The 12x return on Social Security only has the illusion of being huge. The fact is the 12x increase is potentially sustainable because past dollars, present dollars and future dollars are not the same. Even so, the nominal 12x return on Social Security payments will not even pay the rent.

So Justin is partially right. Individual investors have the potential to get a return greater than that of Social Security. The question is whether individual investors can actually achieve such a return, and more importantly, keep it. Statistics say that regardless of what the historical returns of the market may be, the typical individual investor gets a 1% return. And to get that paltry return, they have to break the first rule of investing: do not put money at risk you cannot afford to flush down the toilet. Retirement savings surely qualify as money most people cannot afford to lose.

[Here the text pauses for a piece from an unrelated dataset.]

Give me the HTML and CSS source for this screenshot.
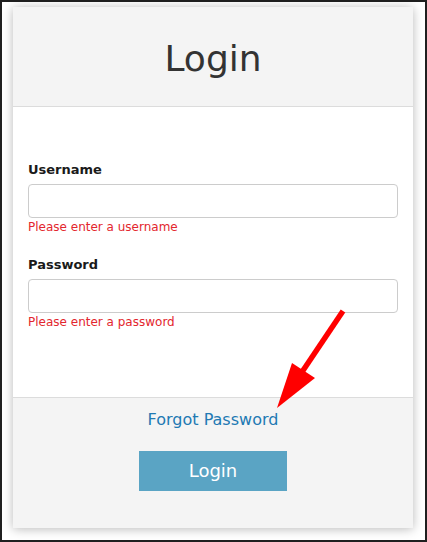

People have learned the hard way they cannot count on their 401(k) plans, not only because of market risk, but also because studies have found that most 401(k) plans are actually pretty low quality. In my mind, maybe the best thing to do is buy a house when the rent vs. buy comparison is in your favor. Even if you end up spending twice the price of the house because you took the full 30 years to pay, you would have paid a similar amount anyway as rent and have nothing to show for the rent after 30 years. At least with a house, after 30 years you have secured a roof over your head. You can keep it for only the cost of the approximately 1% property tax and homeowners insurance, reducing your total retirement expenses by at least 25%-30%. Then your Social Security benefits, if you need the safety net, can go toward other expenses---like food.

Many, many people, even after a lifetime of hard work and doing everything right, are finding themselves looking over the edge of the abyss. Dear Thirty-Somethings, this could be you. And if you are a public school teacher, there are people out there going after your so-called exorbitant pension.